The debt ceiling crisis can end today—if Biden goes it alone

1 year ago 57

The nation is one day closer to a default on its debt, an event so potentially catastrophic that only a sociopath could root for it. President Joe Biden is set to meet with congressional leaders again Friday, while White House and congressional staff keep meeting to try to move the process along toward a negotiated settlement.

The White House continues to insist it isn’t negotiating on default—Biden won’t exchange preserving the full faith and credit of the U.S. for anything—but these are negotiations and there’s every expectation from Republicans that they’re going to get something in return. It’s the scope of that something that’s the big question, and whether anything Biden and House Speaker Kevin McCarthy could agree on would pass muster with the House Freedom Caucus members who are pretty much in control.

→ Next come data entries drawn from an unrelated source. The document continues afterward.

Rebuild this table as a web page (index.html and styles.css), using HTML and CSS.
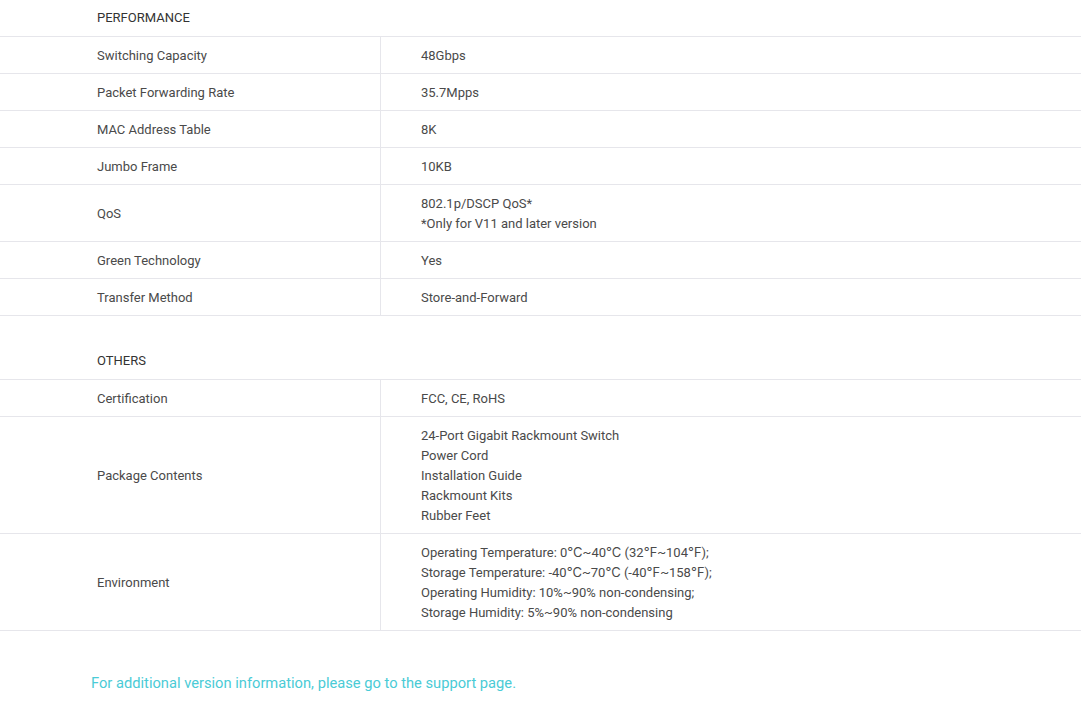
FILE: index.html
```html
<!DOCTYPE html>
<html lang="en">
<head>
  <meta charset="UTF-8">
  <title>Specifications</title>
  <link rel="stylesheet" href="styles.css">
</head>
<body>
  <div class="specs">
    <div class="secao">
      <h3>PERFORMANCE</h3>
      <table>
        <tr><td class="nome">Switching Capacity</td><td class="valor">48Gbps</td></tr>
        <tr><td class="nome">Packet Forwarding Rate</td><td class="valor">35.7Mpps</td></tr>
        <tr><td class="nome">MAC Address Table</td><td class="valor">8K</td></tr>
        <tr><td class="nome">Jumbo Frame</td><td class="valor">10KB</td></tr>
        <tr><td class="nome">QoS</td><td class="valor">802.1p/DSCP QoS*<br>*Only for V11 and later version</td></tr>
        <tr><td class="nome">Green Technology</td><td class="valor">Yes</td></tr>
        <tr><td class="nome">Transfer Method</td><td class="valor">Store-and-Forward</td></tr>
      </table>
    </div>

    <div class="secao">
      <h3>OTHERS</h3>
      <table>
        <tr><td class="nome">Certification</td><td class="valor">FCC, CE, RoHS</td></tr>
        <tr><td class="nome">Package Contents</td><td class="valor">24-Port Gigabit Rackmount Switch<br>Power Cord<br>Installation Guide<br>Rackmount Kits<br>Rubber Feet</td></tr>
        <tr><td class="nome">Environment</td><td class="valor">Operating Temperature: 0℃~40℃ (32℉~104℉);<br>Storage Temperature: -40℃~70℃ (-40℉~158℉);<br>Operating Humidity: 10%~90% non-condensing;<br>Storage Humidity: 5%~90% non-condensing</td></tr>
      </table>
    </div>
  </div>

  <p class="nota"><a href="#">For additional version information, please go to the support page.</a></p>
</body>
</html>
```

FILE: styles.css
```css
body {
  margin: 0;
  background-color: #fff;
  color: #4a4a4a;
  font-family: 'Roboto', 'Inter', sans-serif;
  font-size: 13px;
  line-height: 20px;
}

.specs {
  width: 1081px;
}

.secao + .secao {
  margin-top: 27px;
}

.secao h3 {
  margin: 0;
  padding: 8px 0 8px 97px;
  font-size: 13px;
  font-weight: normal;
  color: #333;
}

table {
  width: 100%;
  border-collapse: collapse;
  border-top: 1px solid #e6e6eb;
}

td {
  padding: 9px 0 7px;
  border-bottom: 1px solid #e6e6eb;
  vertical-align: middle;
}

td.nome {
  width: 283px;
  padding-left: 97px;
  border-right: 1px solid #e6e6eb;
}

td.valor {
  padding-left: 40px;
}

.nota {
  margin: 42px 0 0 91px;
  font-size: 14.7px;
}

.nota a {
  color: #4acbd6;
  text-decoration: none;
}
```
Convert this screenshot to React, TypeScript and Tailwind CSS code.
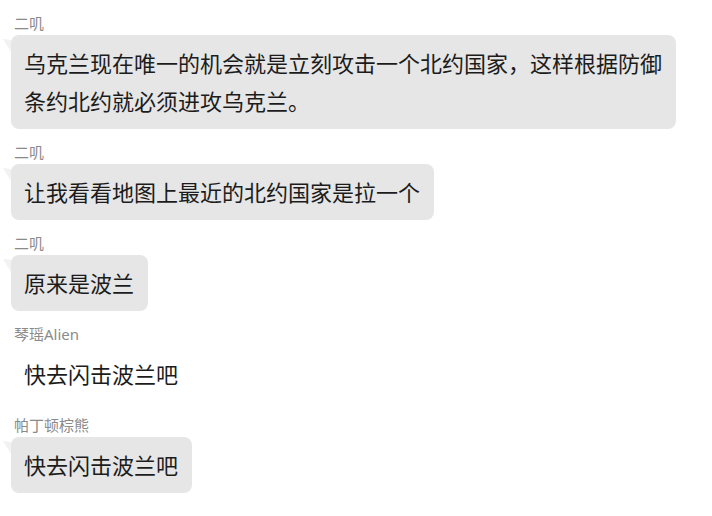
import React from "react";

type Msg = { name: string; text: string; bubble: boolean };

const msgs: Msg[] = [
  {
    name: "二叽",
    text: "乌克兰现在唯一的机会就是立刻攻击一个北约国家，这样根据防御条约北约就必须进攻乌克兰。",
    bubble: true,
  },
  { name: "二叽", text: "让我看看地图上最近的北约国家是拉一个", bubble: true },
  { name: "二叽", text: "原来是波兰", bubble: true },
  { name: "琴瑶Alien", text: "快去闪击波兰吧", bubble: false },
  { name: "帕丁顿棕熊", text: "快去闪击波兰吧", bubble: true },
];

export default function App() {
  return (
    <div
      className="w-[712px] h-[516px] bg-white overflow-hidden pl-[11px] pt-[13px] flex flex-col gap-[13px]"
      style={{ fontFamily: '"Noto Sans", "Noto Sans CJK SC", sans-serif' }}
    >
      {msgs.map((m, i) => (
        <div key={i} className="flex flex-col items-start">
          <div className="pl-[3px] text-[15px] leading-[20px] text-[#8a8a8a] mb-[2px]">
            {m.name}
          </div>
          <div className="relative">
            {m.bubble && (
              <svg
                className="absolute left-[-8px] top-[4px]"
                width="8"
                height="13"
                viewBox="0 0 8 13"
              >
                <polygon points="0,0 8,1 8,13" fill="#f2f2f2" />
              </svg>
            )}
            <div
              className={
                "max-w-[665px] pl-[13px] pr-[14px] py-[9px] text-[22px] leading-[38px] text-[#1c1c1c] rounded-[8px] " +
                (m.bubble ? "bg-[#e6e6e6]" : "bg-white")
              }
            >
              {m.text}
            </div>
          </div>
        </div>
      ))}
    </div>
  );
}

Following his meeting with congressional leaders Tuesday, Biden told reporters that one area of agreement might be in clawing back some unspent COVID-19 relief funds. He said he’d “take a hard look at it” and “it’s on the table.” McCarthy is also pushing for “reforms” in the permitting process for energy production, namely making it a lot easier for oil and gas companies to drill everything. He’s got an ally in Democratic Sen. Joe Manchin, who has been pushing the proposal since last year. The White House is demanding that the energy proposal be delinked from the negotiations, but Manchin would happily play spoiler of any clean debt limit bill over the issue.